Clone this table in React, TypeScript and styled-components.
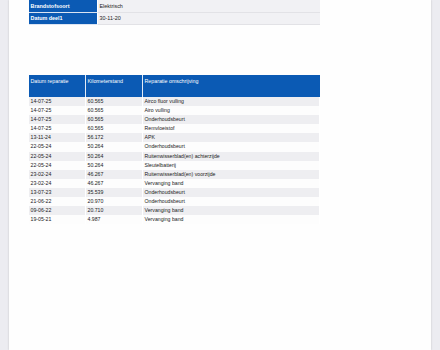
import React from "react";
import styled, { createGlobalStyle } from "styled-components";

const Global = createGlobalStyle`
  html, body { margin: 0; padding: 0; }
  body {
    background: #ececf1;
    font-family: "Liberation Sans", Arial, sans-serif;
    width: 440px;
    height: 350px;
    overflow: hidden;
  }
`;

const Sheet = styled.div`
  margin: 0 9px;
  width: 422px;
  height: 350px;
  background: #fefefe;
  box-shadow: 0 0 2px rgba(0, 0, 0, 0.18);
  padding: 0 0 0 20px;
  box-sizing: border-box;
  display: flex;
  flex-direction: column;
`;

const InfoTable = styled.div`
  display: grid;
  grid-template-columns: 69px 222px;
  width: 291px;
  grid-auto-rows: 12.5px;
`;

const InfoLabel = styled.div`
  background: #0b5ab4;
  color: #ffffff;
  font-weight: bold;
  font-size: 5.4px;
  display: flex;
  align-items: center;
  padding-left: 1.5px;
  border-bottom: 0.6px solid #dbe4f2;
  border-right: 0.6px solid #ffffff;
`;

const InfoValue = styled.div`
  background: #f1f1f4;
  color: #222;
  font-size: 5.4px;
  display: flex;
  align-items: center;
  padding-left: 1.5px;
  border-bottom: 0.6px solid #e2e2e6;
`;

const RepairTable = styled.div`
  margin-top: 50px;
  width: 291px;
  display: grid;
  grid-template-columns: 57px 57px 177px;
`;

const HeadCell = styled.div`
  background: #0b5ab4;
  color: #ffffff;
  font-size: 5.3px;
  height: 22px;
  padding: 2.5px 0 0 1.5px;
  box-sizing: border-box;
  border-right: 0.6px solid ${(p: { last?: boolean }) => (p.last ? "#0b5ab4" : "#e3ebf6")};
`;

const Cell = styled.div<{ striped: boolean }>`
  background: ${(p) => (p.striped ? "#eeeef1" : "#fdfdfd")};
  color: #222;
  font-size: 5.2px;
  height: 9.1px;
  line-height: 9.1px;
  padding-left: 1.5px;
  box-sizing: border-box;
  white-space: nowrap;
  overflow: hidden;
  border-right: 0.6px solid #ffffff;
`;

const repairs: [string, string, string][] = [
  ["14-07-25", "60.565", "Airco fluor vulling"],
  ["14-07-25", "60.565", "Airo vulling"],
  ["14-07-25", "60.565", "Onderhoudsbeurt"],
  ["14-07-25", "60.565", "Remvloeistof"],
  ["13-11-24", "56.172", "APK"],
  ["22-05-24", "50.264", "Onderhoudsbeurt"],
  ["22-05-24", "50.264", "Ruitenwisserblad(en) achterzijde"],
  ["22-05-24", "50.264", "Sleutelbatterij"],
  ["23-02-24", "46.267", "Ruitenwisserblad(en) voorzijde"],
  ["23-02-24", "46.267", "Vervanging band"],
  ["13-07-23", "35.539", "Onderhoudsbeurt"],
  ["21-06-22", "20.970", "Onderhoudsbeurt"],
  ["09-06-22", "20.710", "Vervanging band"],
  ["19-05-21", "4.987", "Vervanging band"],
];

export default function App() {
  return (
    <>
      <Global />
      <Sheet>
        <InfoTable>
          <InfoLabel>Brandstofsoort</InfoLabel>
          <InfoValue>Elektrisch</InfoValue>
          <InfoLabel>Datum deel1</InfoLabel>
          <InfoValue>30-11-20</InfoValue>
        </InfoTable>
        <RepairTable>
          <HeadCell>Datum reparatie</HeadCell>
          <HeadCell>Kilometerstand</HeadCell>
          <HeadCell last>Reparatie omschrijving</HeadCell>
          {repairs.map((r, i) => (
            <React.Fragment key={i}>
              <Cell striped={i % 2 === 0}>{r[0]}</Cell>
              <Cell striped={i % 2 === 0}>{r[1]}</Cell>
              <Cell striped={i % 2 === 0}>{r[2]}</Cell>
            </React.Fragment>
          ))}
        </RepairTable>
      </Sheet>
    </>
  );
}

» **The task**: Give the material again exactly as it is, but keep the pictures out.

» **Problem solution**:
Clone this table in React, TypeScript and styled-components.
import React from "react";
import styled, { createGlobalStyle } from "styled-components";

const Global = createGlobalStyle`
  html, body { margin: 0; padding: 0; }
  body {
    background: #ececf1;
    font-family: "Liberation Sans", Arial, sans-serif;
    width: 440px;
    height: 350px;
    overflow: hidden;
  }
`;

const Sheet = styled.div`
  margin: 0 9px;
  width: 422px;
  height: 350px;
  background: #fefefe;
  box-shadow: 0 0 2px rgba(0, 0, 0, 0.18);
  padding: 0 0 0 20px;
  box-sizing: border-box;
  display: flex;
  flex-direction: column;
`;

const InfoTable = styled.div`
  display: grid;
  grid-template-columns: 69px 222px;
  width: 291px;
  grid-auto-rows: 12.5px;
`;

const InfoLabel = styled.div`
  background: #0b5ab4;
  color: #ffffff;
  font-weight: bold;
  font-size: 5.4px;
  display: flex;
  align-items: center;
  padding-left: 1.5px;
  border-bottom: 0.6px solid #dbe4f2;
  border-right: 0.6px solid #ffffff;
`;

const InfoValue = styled.div`
  background: #f1f1f4;
  color: #222;
  font-size: 5.4px;
  display: flex;
  align-items: center;
  padding-left: 1.5px;
  border-bottom: 0.6px solid #e2e2e6;
`;

const RepairTable = styled.div`
  margin-top: 50px;
  width: 291px;
  display: grid;
  grid-template-columns: 57px 57px 177px;
`;

const HeadCell = styled.div`
  background: #0b5ab4;
  color: #ffffff;
  font-size: 5.3px;
  height: 22px;
  padding: 2.5px 0 0 1.5px;
  box-sizing: border-box;
  border-right: 0.6px solid ${(p: { last?: boolean }) => (p.last ? "#0b5ab4" : "#e3ebf6")};
`;

const Cell = styled.div<{ striped: boolean }>`
  background: ${(p) => (p.striped ? "#eeeef1" : "#fdfdfd")};
  color: #222;
  font-size: 5.2px;
  height: 9.1px;
  line-height: 9.1px;
  padding-left: 1.5px;
  box-sizing: border-box;
  white-space: nowrap;
  overflow: hidden;
  border-right: 0.6px solid #ffffff;
`;

const repairs: [string, string, string][] = [
  ["14-07-25", "60.565", "Airco fluor vulling"],
  ["14-07-25", "60.565", "Airo vulling"],
  ["14-07-25", "60.565", "Onderhoudsbeurt"],
  ["14-07-25", "60.565", "Remvloeistof"],
  ["13-11-24", "56.172", "APK"],
  ["22-05-24", "50.264", "Onderhoudsbeurt"],
  ["22-05-24", "50.264", "Ruitenwisserblad(en) achterzijde"],
  ["22-05-24", "50.264", "Sleutelbatterij"],
  ["23-02-24", "46.267", "Ruitenwisserblad(en) voorzijde"],
  ["23-02-24", "46.267", "Vervanging band"],
  ["13-07-23", "35.539", "Onderhoudsbeurt"],
  ["21-06-22", "20.970", "Onderhoudsbeurt"],
  ["09-06-22", "20.710", "Vervanging band"],
  ["19-05-21", "4.987", "Vervanging band"],
];

export default function App() {
  return (
    <>
      <Global />
      <Sheet>
        <InfoTable>
          <InfoLabel>Brandstofsoort</InfoLabel>
          <InfoValue>Elektrisch</InfoValue>
          <InfoLabel>Datum deel1</InfoLabel>
          <InfoValue>30-11-20</InfoValue>
        </InfoTable>
        <RepairTable>
          <HeadCell>Datum reparatie</HeadCell>
          <HeadCell>Kilometerstand</HeadCell>
          <HeadCell last>Reparatie omschrijving</HeadCell>
          {repairs.map((r, i) => (
            <React.Fragment key={i}>
              <Cell striped={i % 2 === 0}>{r[0]}</Cell>
              <Cell striped={i % 2 === 0}>{r[1]}</Cell>
              <Cell striped={i % 2 === 0}>{r[2]}</Cell>
            </React.Fragment>
          ))}
        </RepairTable>
      </Sheet>
    </>
  );
}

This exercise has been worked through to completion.